There is no hierarchy between the suggested nine points or directions of Slovenia’s foreign and domestic policy activities, and the list is certainly not exhausted. However, the results of each of them are important. The situation in the international community is complex and it is necessary to constantly adapt to this in accordance with our constitutional basis and the foreign policy means available to us. For the Republic of Slovenia, their sequence is also clear. It is primarily the diplomatic means to which we have to dedicate our attention, followed by economic means. The military means should only be used to the extent necessary, and required by either under the United Nations Charter or our membership in NATO (here too, , a clear hierarchy exists according to our Constitution).

Our politicians and decision-makers therefore face a difficult and responsible task.
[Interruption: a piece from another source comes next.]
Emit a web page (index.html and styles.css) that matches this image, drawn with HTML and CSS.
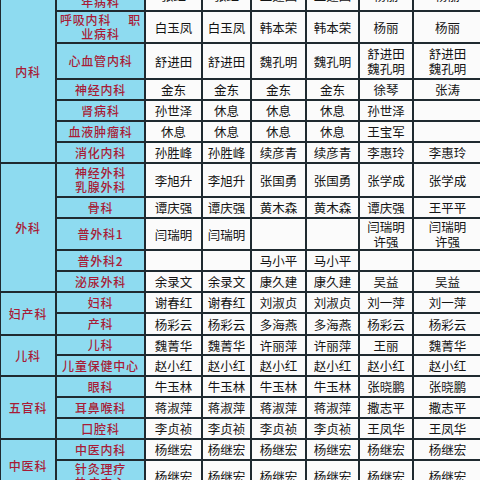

However, an even bigger task lies before diplomacy, as politics and civil society can express ideas that diplomacy cannot do straightforward. Therefore, we need to be careful about what steps to take as well as when and which words to use in a specific context. Georges Clemenceau has put it best with a warning to all generations, by saying “it is easier to make war than peace”.

What is clear is that there is no quick, easy, and instant solution to the events in Ukraine and there will never be. It will take boldness, patience, and diplomatic skills to come up with lasting long-term solutions. However, these can only be achieved at the European Union level. That is why our foreign and domestic policy decisions must not bypass the European Union, the same as decisions of the European Union on Ukraine cannot be taken past Ukraine and its people. Everything else would be a step in the wrong direction and another blow to the international order that was established after the Second World War, and as we co-created it after the international legal and political recognition of the Republic of Slovenia in the international community.